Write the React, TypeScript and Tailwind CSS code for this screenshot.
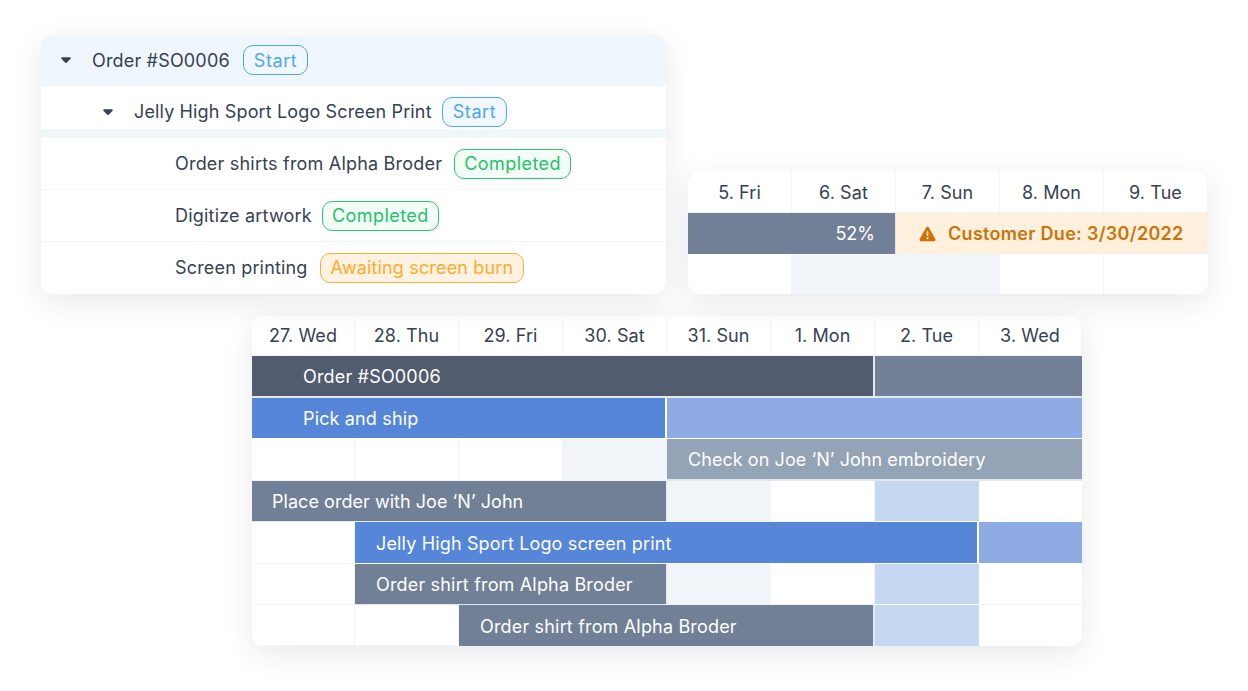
const shadow = "shadow-[0_8px_30px_rgba(30,41,59,0.1)]";

function Caret() {
  return (
    <svg width="12" height="8" viewBox="0 0 12 8" className="shrink-0">
      <path d="M2.100 1.200h7.800c.8 0 1.200.9.7 1.500L6.700 6.700c-.4.4-1 .4-1.400 0L1.400 2.700c-.5-.6-.1-1.500.7-1.500z" fill="#364152" />
    </svg>
  );
}

function Chip({ label, color, gap = "ml-3" }: { label: string; color: "blue" | "green" | "amber"; gap?: string }) {
  const styles = {
    blue: "px-[10px] border-[#4fa5f5] text-[#4fa5f5] bg-[#f1f7fe] tracking-[0.6px]",
    green: "px-[9px] border-[#2cc36f] text-[#22c468] bg-[#f3fcf6] tracking-[0.45px]",
    amber: "px-[10px] border-[#fbb034] text-[#fbac2a] bg-[#fff2e2] tracking-[0.15px]",
  };
  return (
    <span className={`${gap} h-[30px] flex items-center rounded-[10px] border ${styles[color]}`}>{label}</span>
  );
}

function TaskTree() {
  return (
    <div className={`w-[625px] h-[259px] rounded-xl bg-white overflow-hidden text-[18px] tracking-[0.17px] text-[#364152] ${shadow}`}>
      <div className="h-[51px] bg-[#f0f6fe] flex items-center pl-[19px] pb-[1px]">
        <Caret />
        <span className="ml-[20px]">Order #SO0006</span>
        <Chip label="Start" color="blue" gap="ml-[13px]" />
      </div>
      <div className="h-[52px] flex flex-col">
        <div className="h-[43px] flex items-center pl-[61px] pt-[8px]">
          <Caret />
          <span className="ml-[20px] tracking-[0.14px]">Jelly High Sport Logo Screen Print</span>
          <Chip label="Start" color="blue" gap="ml-[10px]" />
        </div>
        <div className="h-[9px] bg-[#f0f7f8]" />
      </div>
      <div className="h-[52px] flex items-center pl-[134px] border-b border-[#f1f5f9]">
        <span className="tracking-[0.2px]">Order shirts from Alpha Broder</span>
        <Chip label="Completed" color="green" />
      </div>
      <div className="h-[52px] flex items-center pl-[134px] border-b border-[#f1f5f9]">
        <span className="tracking-[0.2px]">Digitize artwork</span>
        <Chip label="Completed" color="green" gap="ml-[10px]" />
      </div>
      <div className="h-[52px] flex items-center pl-[134px] pb-[1px]">
        <span>Screen printing</span>
        <Chip label="Awaiting screen burn" color="amber" />
      </div>
    </div>
  );
}

function HeaderCell({ label }: { label: string }) {
  return (
    <div className="flex items-center justify-center border-r border-b border-[#f1f5f9] last:border-r-0 tracking-[0.08px] text-[#364152]">
      {label}
    </div>
  );
}

function DueCard() {
  const days = ["5. Fri", "6. Sat", "7. Sun", "8. Mon", "9. Tue"];
  return (
    <div className={`w-[520px] h-[122px] rounded-xl bg-white overflow-hidden text-[18px] grid grid-cols-5 grid-rows-[41px_41px_40px] ${shadow}`}>
      {days.map((d) => (
        <HeaderCell key={d} label={d} />
      ))}
      <div className="col-span-2 bg-[#718096] text-white flex items-center justify-end pr-[20px] border-r border-[#e2e8f0]">52%</div>
      <div className="col-span-3 bg-[#fef0dd] text-[#cc7408] font-semibold tracking-[0.3px] flex items-center pl-[23px]">
        <svg width="17" height="16" viewBox="0 0 18 16" className="shrink-0">
          <path d="M7.600 1.200c.6-1.100 2.200-1.100 2.800 0l6.900 12.200c.6 1.100-.2 2.400-1.400 2.400H2.100c-1.200 0-2-1.300-1.400-2.400z" fill="#cc7408" />
          <rect x="8.100" y="5" width="1.800" height="5.200" rx=".9" fill="#fef0dd" />
          <circle cx="9" cy="12.500" r="1.100" fill="#fef0dd" />
        </svg>
        <span className="ml-[12px]">Customer Due: 3/30/2022</span>
      </div>
      <div className="border-r border-[#f1f5f9]" />
      <div className="col-span-2 bg-[#f1f5fa]" />
      <div className="border-r border-[#f1f5f9]" />
      <div />
    </div>
  );
}

type Cell = { span?: number; bg: string; text?: string; pad?: string };

const W: Cell = { bg: "bg-white border-r border-b border-[#f1f5f9]" };
const PALE: Cell = { bg: "bg-[#f1f5fa]" };
const SKY: Cell = { bg: "bg-[#c6d7f1] border-b border-white" };

const rows: Cell[][] = [
  [
    { span: 6, bg: "bg-[#515c6f] border-r-2 border-b-2 border-[#e2e8f0] text-white", text: "Order #SO0006", pad: "pl-[51px] tracking-[0.17px]" },
    { span: 2, bg: "bg-[#718096] border-b-2 border-[#e2e8f0]" },
  ],
  [
    { span: 4, bg: "bg-[#5586d8] border-r-2 border-b border-white text-white", text: "Pick and ship", pad: "pl-[51px] tracking-[0.15px]" },
    { span: 4, bg: "bg-[#8eabe3] border-b border-white" },
  ],
  [
    W,
    W,
    W,
    PALE,
    { span: 4, bg: "bg-[#94a3b5] border-b-2 border-[#e2e8f0] text-white", text: "Check on Joe ‘N’ John embroidery", pad: "pl-[21px] tracking-[0.06px]" },
  ],
  [
    { span: 4, bg: "bg-[#718096] border-r border-b border-[#e2e8f0] text-white", text: "Place order with Joe ‘N’ John", pad: "pl-[20px] tracking-[0.04px]" },
    PALE,
    W,
    SKY,
    { bg: "bg-white" },
  ],
  [
    W,
    { span: 6, bg: "bg-[#5586d8] border-r-2 border-b border-white text-white", text: "Jelly High Sport Logo screen print", pad: "pl-[21px] pt-[1px] tracking-[0.15px]" },
    { bg: "bg-[#8eabe3] border-b border-white" },
  ],
  [
    W,
    { span: 3, bg: "bg-[#718096] border-r border-b border-[#e2e8f0] text-white", text: "Order shirt from Alpha Broder", pad: "pl-[21px] tracking-[0.17px]" },
    PALE,
    W,
    SKY,
    { bg: "bg-white border-b border-[#f1f5f9]" },
  ],
  [
    W,
    W,
    { span: 4, bg: "bg-[#718096] border-r-2 border-[#e2e8f0] text-white", text: "Order shirt from Alpha Broder", pad: "pl-[21px] pt-[1px] tracking-[0.17px]" },
    { bg: "bg-[#c6d7f1]" },
    { bg: "bg-white" },
  ],
];

const SPANS: Record<number, string> = {
  1: "col-span-1",
  2: "col-span-2",
  3: "col-span-3",
  4: "col-span-4",
  6: "col-span-6",
};

function GanttCard() {
  const days = ["27. Wed", "28. Thu", "29. Fri", "30. Sat", "31. Sun", "1. Mon", "2. Tue", "3. Wed"];
  return (
    <div className={`ml-[211px] mt-[22px] w-[830px] h-[330px] rounded-xl bg-white overflow-hidden text-[18px] grid grid-cols-[103px_repeat(6,104px)_103px] grid-rows-[40px_42px_41px_42px_41px_42px_41px_41px] ${shadow}`}>
      {days.map((d) => (
        <HeaderCell key={d} label={d} />
      ))}
      {rows.map((row, i) =>
        row.map((cell, j) => (
          <div key={`${i}-${j}`} className={`${SPANS[cell.span ?? 1]} ${cell.bg} ${cell.pad ?? ""} flex items-center`}>
            {cell.text}
          </div>
        )),
      )}
    </div>
  );
}

export default function App() {
  return (
    <div className="w-[1248px] h-[691px] bg-white overflow-hidden pt-[35px] pl-[41px] font-['Inter',sans-serif]">
      <div className="flex items-end gap-[22px]">
        <TaskTree />
        <DueCard />
      </div>
      <GanttCard />
    </div>
  );
}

- - - - - - -

Strip out the pictures and quote the remaining data word for word.

**Exercise solution**
Write the React, TypeScript and Tailwind CSS code for this screenshot.
const shadow = "shadow-[0_8px_30px_rgba(30,41,59,0.1)]";

function Caret() {
  return (
    <svg width="12" height="8" viewBox="0 0 12 8" className="shrink-0">
      <path d="M2.100 1.200h7.800c.8 0 1.200.9.7 1.500L6.700 6.700c-.4.4-1 .4-1.400 0L1.400 2.700c-.5-.6-.1-1.500.7-1.500z" fill="#364152" />
    </svg>
  );
}

function Chip({ label, color, gap = "ml-3" }: { label: string; color: "blue" | "green" | "amber"; gap?: string }) {
  const styles = {
    blue: "px-[10px] border-[#4fa5f5] text-[#4fa5f5] bg-[#f1f7fe] tracking-[0.6px]",
    green: "px-[9px] border-[#2cc36f] text-[#22c468] bg-[#f3fcf6] tracking-[0.45px]",
    amber: "px-[10px] border-[#fbb034] text-[#fbac2a] bg-[#fff2e2] tracking-[0.15px]",
  };
  return (
    <span className={`${gap} h-[30px] flex items-center rounded-[10px] border ${styles[color]}`}>{label}</span>
  );
}

function TaskTree() {
  return (
    <div className={`w-[625px] h-[259px] rounded-xl bg-white overflow-hidden text-[18px] tracking-[0.17px] text-[#364152] ${shadow}`}>
      <div className="h-[51px] bg-[#f0f6fe] flex items-center pl-[19px] pb-[1px]">
        <Caret />
        <span className="ml-[20px]">Order #SO0006</span>
        <Chip label="Start" color="blue" gap="ml-[13px]" />
      </div>
      <div className="h-[52px] flex flex-col">
        <div className="h-[43px] flex items-center pl-[61px] pt-[8px]">
          <Caret />
          <span className="ml-[20px] tracking-[0.14px]">Jelly High Sport Logo Screen Print</span>
          <Chip label="Start" color="blue" gap="ml-[10px]" />
        </div>
        <div className="h-[9px] bg-[#f0f7f8]" />
      </div>
      <div className="h-[52px] flex items-center pl-[134px] border-b border-[#f1f5f9]">
        <span className="tracking-[0.2px]">Order shirts from Alpha Broder</span>
        <Chip label="Completed" color="green" />
      </div>
      <div className="h-[52px] flex items-center pl-[134px] border-b border-[#f1f5f9]">
        <span className="tracking-[0.2px]">Digitize artwork</span>
        <Chip label="Completed" color="green" gap="ml-[10px]" />
      </div>
      <div className="h-[52px] flex items-center pl-[134px] pb-[1px]">
        <span>Screen printing</span>
        <Chip label="Awaiting screen burn" color="amber" />
      </div>
    </div>
  );
}

function HeaderCell({ label }: { label: string }) {
  return (
    <div className="flex items-center justify-center border-r border-b border-[#f1f5f9] last:border-r-0 tracking-[0.08px] text-[#364152]">
      {label}
    </div>
  );
}

function DueCard() {
  const days = ["5. Fri", "6. Sat", "7. Sun", "8. Mon", "9. Tue"];
  return (
    <div className={`w-[520px] h-[122px] rounded-xl bg-white overflow-hidden text-[18px] grid grid-cols-5 grid-rows-[41px_41px_40px] ${shadow}`}>
      {days.map((d) => (
        <HeaderCell key={d} label={d} />
      ))}
      <div className="col-span-2 bg-[#718096] text-white flex items-center justify-end pr-[20px] border-r border-[#e2e8f0]">52%</div>
      <div className="col-span-3 bg-[#fef0dd] text-[#cc7408] font-semibold tracking-[0.3px] flex items-center pl-[23px]">
        <svg width="17" height="16" viewBox="0 0 18 16" className="shrink-0">
          <path d="M7.600 1.200c.6-1.100 2.200-1.100 2.800 0l6.900 12.200c.6 1.100-.2 2.400-1.400 2.400H2.100c-1.200 0-2-1.300-1.400-2.400z" fill="#cc7408" />
          <rect x="8.100" y="5" width="1.800" height="5.200" rx=".9" fill="#fef0dd" />
          <circle cx="9" cy="12.500" r="1.100" fill="#fef0dd" />
        </svg>
        <span className="ml-[12px]">Customer Due: 3/30/2022</span>
      </div>
      <div className="border-r border-[#f1f5f9]" />
      <div className="col-span-2 bg-[#f1f5fa]" />
      <div className="border-r border-[#f1f5f9]" />
      <div />
    </div>
  );
}

type Cell = { span?: number; bg: string; text?: string; pad?: string };

const W: Cell = { bg: "bg-white border-r border-b border-[#f1f5f9]" };
const PALE: Cell = { bg: "bg-[#f1f5fa]" };
const SKY: Cell = { bg: "bg-[#c6d7f1] border-b border-white" };

const rows: Cell[][] = [
  [
    { span: 6, bg: "bg-[#515c6f] border-r-2 border-b-2 border-[#e2e8f0] text-white", text: "Order #SO0006", pad: "pl-[51px] tracking-[0.17px]" },
    { span: 2, bg: "bg-[#718096] border-b-2 border-[#e2e8f0]" },
  ],
  [
    { span: 4, bg: "bg-[#5586d8] border-r-2 border-b border-white text-white", text: "Pick and ship", pad: "pl-[51px] tracking-[0.15px]" },
    { span: 4, bg: "bg-[#8eabe3] border-b border-white" },
  ],
  [
    W,
    W,
    W,
    PALE,
    { span: 4, bg: "bg-[#94a3b5] border-b-2 border-[#e2e8f0] text-white", text: "Check on Joe ‘N’ John embroidery", pad: "pl-[21px] tracking-[0.06px]" },
  ],
  [
    { span: 4, bg: "bg-[#718096] border-r border-b border-[#e2e8f0] text-white", text: "Place order with Joe ‘N’ John", pad: "pl-[20px] tracking-[0.04px]" },
    PALE,
    W,
    SKY,
    { bg: "bg-white" },
  ],
  [
    W,
    { span: 6, bg: "bg-[#5586d8] border-r-2 border-b border-white text-white", text: "Jelly High Sport Logo screen print", pad: "pl-[21px] pt-[1px] tracking-[0.15px]" },
    { bg: "bg-[#8eabe3] border-b border-white" },
  ],
  [
    W,
    { span: 3, bg: "bg-[#718096] border-r border-b border-[#e2e8f0] text-white", text: "Order shirt from Alpha Broder", pad: "pl-[21px] tracking-[0.17px]" },
    PALE,
    W,
    SKY,
    { bg: "bg-white border-b border-[#f1f5f9]" },
  ],
  [
    W,
    W,
    { span: 4, bg: "bg-[#718096] border-r-2 border-[#e2e8f0] text-white", text: "Order shirt from Alpha Broder", pad: "pl-[21px] pt-[1px] tracking-[0.17px]" },
    { bg: "bg-[#c6d7f1]" },
    { bg: "bg-white" },
  ],
];

const SPANS: Record<number, string> = {
  1: "col-span-1",
  2: "col-span-2",
  3: "col-span-3",
  4: "col-span-4",
  6: "col-span-6",
};

function GanttCard() {
  const days = ["27. Wed", "28. Thu", "29. Fri", "30. Sat", "31. Sun", "1. Mon", "2. Tue", "3. Wed"];
  return (
    <div className={`ml-[211px] mt-[22px] w-[830px] h-[330px] rounded-xl bg-white overflow-hidden text-[18px] grid grid-cols-[103px_repeat(6,104px)_103px] grid-rows-[40px_42px_41px_42px_41px_42px_41px_41px] ${shadow}`}>
      {days.map((d) => (
        <HeaderCell key={d} label={d} />
      ))}
      {rows.map((row, i) =>
        row.map((cell, j) => (
          <div key={`${i}-${j}`} className={`${SPANS[cell.span ?? 1]} ${cell.bg} ${cell.pad ?? ""} flex items-center`}>
            {cell.text}
          </div>
        )),
      )}
    </div>
  );
}

export default function App() {
  return (
    <div className="w-[1248px] h-[691px] bg-white overflow-hidden pt-[35px] pl-[41px] font-['Inter',sans-serif]">
      <div className="flex items-end gap-[22px]">
        <TaskTree />
        <DueCard />
      </div>
      <GanttCard />
    </div>
  );
}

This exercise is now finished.